Plusieurs fois il a sabordé ses efforts par des initiatives malheureuses, comme l'organisation d'une tournée en ex-Yougoslavie en pleine pandémie qui a viré au foyer épidémique.
Il y a eu aussi sa disqualification en 8es de finale de l'US Open 2020 pour avoir, involontairement, touché une juge de ligne avec une balle dans un geste de colère.
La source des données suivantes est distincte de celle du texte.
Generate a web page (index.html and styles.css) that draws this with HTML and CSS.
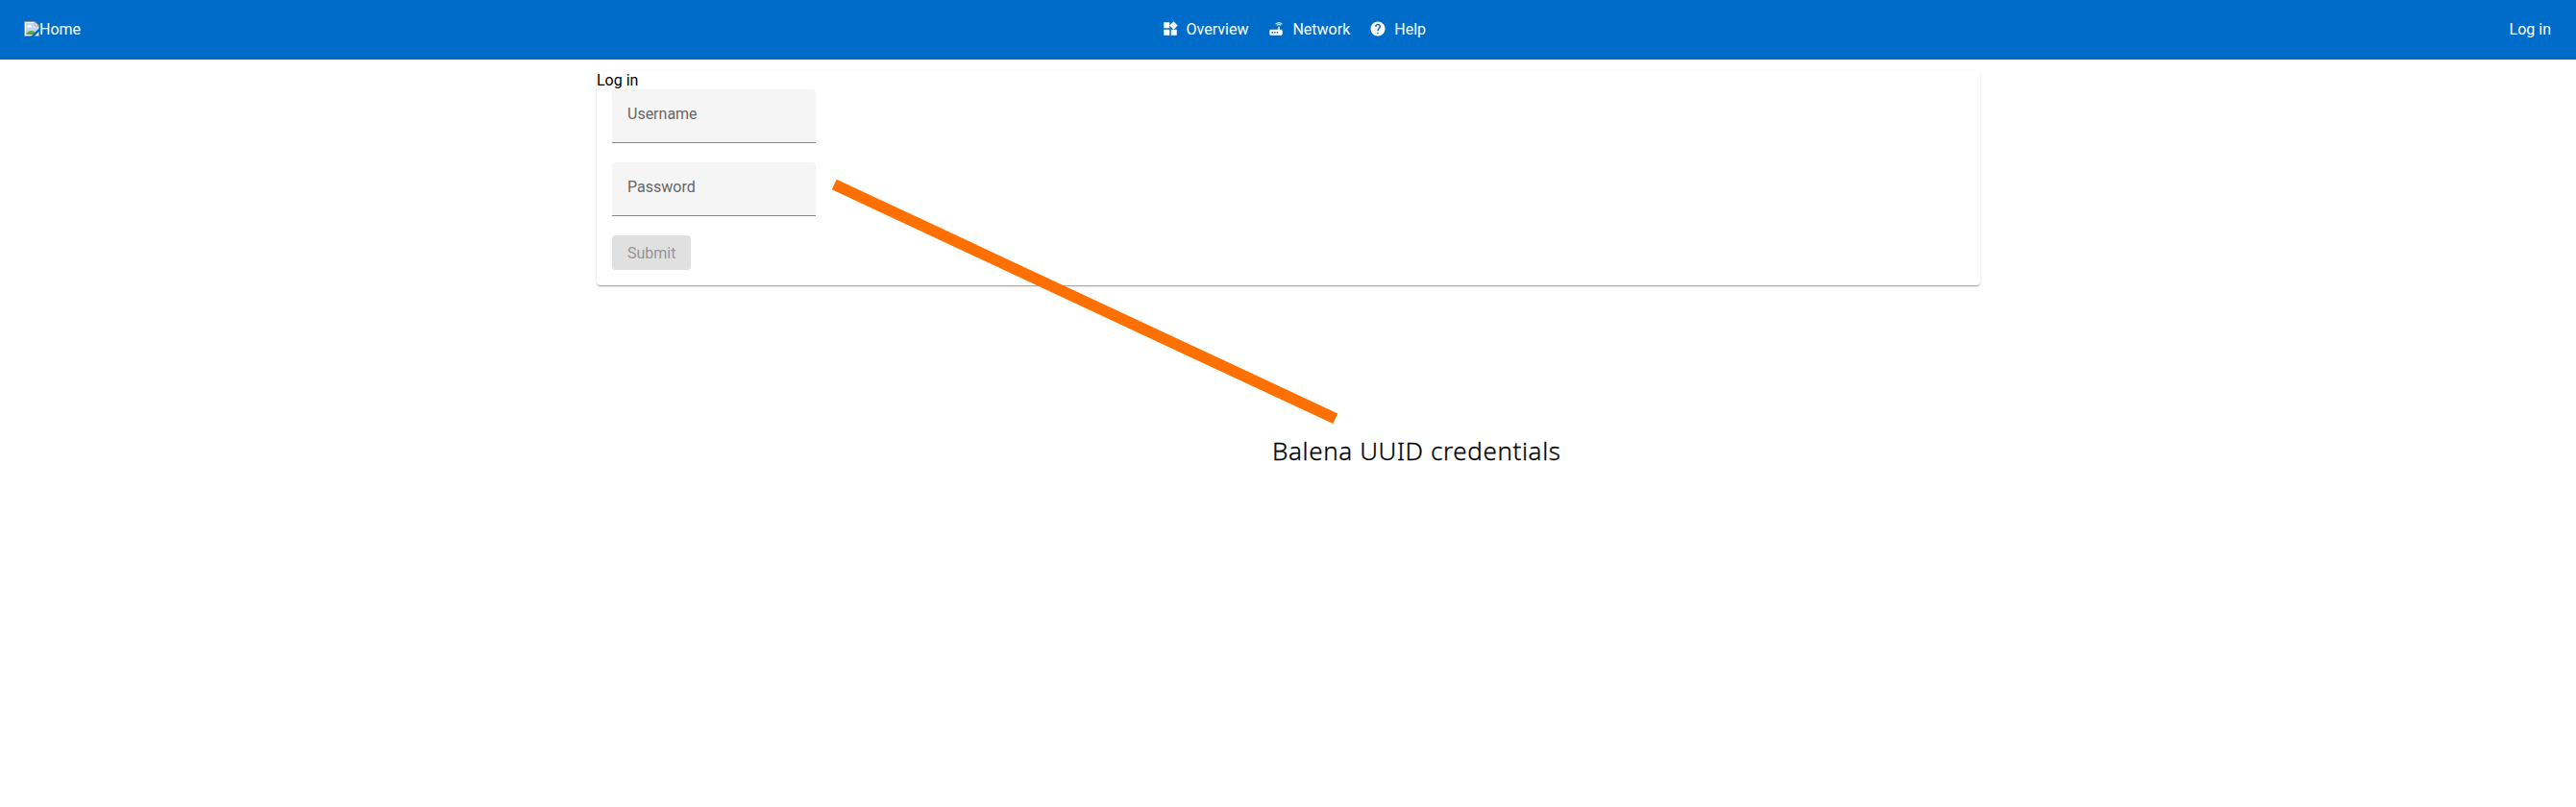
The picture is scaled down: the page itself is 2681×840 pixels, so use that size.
FILE: index.html
```
<!DOCTYPE html>
<html lang="en">

<head>
    <meta charset="UTF-8">
    <meta name="viewport" content="width=device-width, initial-scale=1.0">
    <title>Log in</title>
    <link rel="stylesheet" href="styles.css">
</head>

<body>
    <header class="toolbar">
        <a class="home" href="#">
            <svg class="home-icon" viewBox="0 0 16 16">
                <path d="M.5.5h10.500l4.500 4.500v10.500H.5z" fill="#c3d5f3" stroke="#8d9198" />
                <path d="M1.500 1.500h9v4h4v9h-13z" fill="none" stroke="#fff" />
                <path d="M3 6.500c0-1.500 1-1.500 1.300-1.500.4-1.600 2.600-1.600 3 0 1 0 1.200.7 1.200 1.500z" fill="#fff" />
                <path d="M2 14c1-3 3.200-4 5.500-4 2.500 0 4.500 1.500 5.500 4z" fill="#55a636" />
                <path d="M11 .5v4.500h4.500z" fill="#fff" stroke="#8d9198" />
                <path d="M16 7v3.500L10.500 16H7z" fill="#006cc9" />
            </svg>
            <span>Home</span>
        </a>
        <nav class="menu">
            <a class="menu-item" href="#">
                <svg class="icon" viewBox="0 0 24 24"><path d="M13 13v8h8v-8h-8zM3 21h8v-8H3v8zM3 3v8h8V3H3zm13.660-1.310L11 7.340 16.660 13l5.660-5.660-5.660-5.650z" /></svg>
                <span>Overview</span>
            </a>
            <a class="menu-item" href="#">
                <svg class="icon" viewBox="0 0 24 24"><path d="M20.200 5.900l.8-.8C19.600 3.700 17.800 3 16 3s-3.600.7-5 2.100l.8.8C13 4.800 14.500 4.200 16 4.200s3 .6 4.200 1.700zm-.9.8c-.9-.9-2.100-1.400-3.300-1.400s-2.400.5-3.300 1.400l.8.8c.7-.7 1.600-1 2.500-1s1.800.3 2.500 1l.8-.8zM19 13h-2V9h-2v4H5c-1.100 0-2 .9-2 2v4c0 1.100.9 2 2 2h14c1.100 0 2-.9 2-2v-4c0-1.100-.9-2-2-2zM8 18H6v-2h2v2zm3.500 0h-2v-2h2v2zm3.500 0h-2v-2h2v2z" /></svg>
                <span>Network</span>
            </a>
            <a class="menu-item" href="#">
                <svg class="icon" viewBox="0 0 24 24"><path d="M12 2C6.480 2 2 6.480 2 12s4.480 10 10 10 10-4.480 10-10S17.520 2 12 2zm1 17h-2v-2h2v2zm2.070-7.750l-.9.920C13.450 12.900 13 13.500 13 15h-2v-.5c0-1.100.45-2.100 1.170-2.830l1.240-1.260c.37-.36.59-.86.59-1.410 0-1.100-.9-2-2-2s-2 .9-2 2H8c0-2.210 1.790-4 4-4s4 1.790 4 4c0 .88-.36 1.680-.93 2.250z" /></svg>
                <span>Help</span>
            </a>
        </nav>
        <a class="login-link" href="#">Log in</a>
    </header>

    <main class="card">
        <div class="card-title">Log in</div>
        <form class="login-form">
            <label class="field">Username</label>
            <label class="field">Password</label>
            <button class="submit" type="submit" disabled>Submit</button>
        </form>
    </main>

    <!-- Callout pointing at the login fields -->
    <svg class="callout-line" viewBox="0 0 540 270">
        <line x1="8.200" y1="12" x2="529.800" y2="255.800" />
    </svg>
    <p class="callout-text">Balena UUID credentials</p>
</body>

</html>
```
FILE: styles.css
```
* {
    box-sizing: border-box;
}

body {
    margin: 0;
    min-height: 100vh;
    background-color: #fff;
    color: #000;
    font-family: Roboto, sans-serif;
    font-size: 16px;
}

a {
    color: #fff;
    text-decoration: none;
}

.toolbar {
    display: flex;
    justify-content: space-between;
    align-items: center;
    height: 62px;
    padding: 0 26px 2px 25px;
    background-color: #006cc9;
}

.home {
    display: flex;
    align-items: center;
}

.home-icon {
    width: 16px;
    height: 16px;
}

.menu {
    display: flex;
    gap: 20px;
    padding-right: 3px;
}

.menu-item {
    display: flex;
    align-items: center;
    gap: 8px;
}

.icon {
    width: 18px;
    height: 18px;
    fill: #fff;
}

.card {
    width: 1440px;
    margin: 12px auto 0;
    padding-left: 0.5px;
    border-radius: 4px;
    box-shadow: 0 2px 1px -1px rgba(0, 0, 0, 0.2), 0 1px 1px 0 rgba(0, 0, 0, 0.14), 0 1px 3px 0 rgba(0, 0, 0, 0.12);
}

.card-title {
    line-height: 19px;
}

.login-form {
    display: flex;
    flex-direction: column;
    align-items: flex-start;
    gap: 20px;
    padding: 0 16px 16px;
}

.field {
    width: 212px;
    height: 56px;
    padding: 16px;
    border-bottom: 1px solid #8a8a8a;
    border-radius: 4px 4px 0 0;
    background-color: #f5f5f5;
    color: #666;
    line-height: 19px;
}

.submit {
    height: 36px;
    padding: 0 16px;
    border: none;
    border-radius: 4px;
    background-color: #e0e0e0;
    color: #949494;
    font-family: inherit;
    font-size: 16px;
}

.callout-line {
    position: absolute;
    top: 180px;
    left: 860px;
    width: 540px;
    height: 270px;
    stroke: #ff7000;
    stroke-width: 11.7px;
}

.callout-text {
    position: absolute;
    top: 451px;
    left: 1324px;
    margin: 0;
    font-family: "Noto Sans", sans-serif;
    font-size: 26px;
    font-weight: 300;
    line-height: 36px;
    letter-spacing: 0.6px;
    color: #000;
    -webkit-text-stroke: 0.3px #000;
    white-space: nowrap;
}
```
Ou encore des jets de raquette, aux Masters de 2016 et ailleurs.
- Moisson en cours -
S'il a échoué à conquérir les coeurs, sa moisson de titres, en cours à 36 ans, a comblé ses ambitions, hautes depuis toujours: à sept ans il déclarait à la télévision serbe vouloir devenir N.1 mondial.
Djokovic a remporté 23 titres du Grand Chelem (record chez les hommes, à une longueur du record absolu de Margaret Court), 94 tournois sur le circuit principal, dont 38 Masters 1000 (record) et six Masters (record codétenu avec Federer). Lundi il commencera sa 388e semaine au premier rang mondial (record).
Ses gains financiers sont bien sûr à la hauteur de ces succès avec près de 170 millions de dollars amassés uniquement en "prize money" (les prix distribués par les tournois), sans compter les revenus publicitaires et autres. Un sort heureux qui ne lui était pas garanti par la naissance.
Car Djokovic, né à Belgrade le 22 mai 1987, n'a pas grandi dans un cocon. À 12 ans, pour échapper aux bombardements de l'Otan pendant la guerre dans les Balkans, il a passé pendant deux mois et demi ses nuits dans des abris antiaériens et ses journées... sur un court de tennis, car l'école était fermée.
Puis sa famille, qui tenait une pizzeria dans une petite station de ski, a fait de gros efforts financiers pour envoyer le prodige dans une école de tennis pendant trois ans en Allemagne, avant qu'il devienne professionnel en 2003.
La recette de son succès sportif est un mélange d'ingrédients évidents comme le talent et le travail, de composants plus recherchés (régime sans gluten pour la résistance, yoga pour la souplesse et le relâchement mental) et d'autres plus ou moins étranges: une chambre à oxygène pour la récupération, un gourou pour le mental, des visites à une mystérieuse "pyramide" en Bosnie pour l'"énergie"... Autant de grain à moudre pour ses adversaires.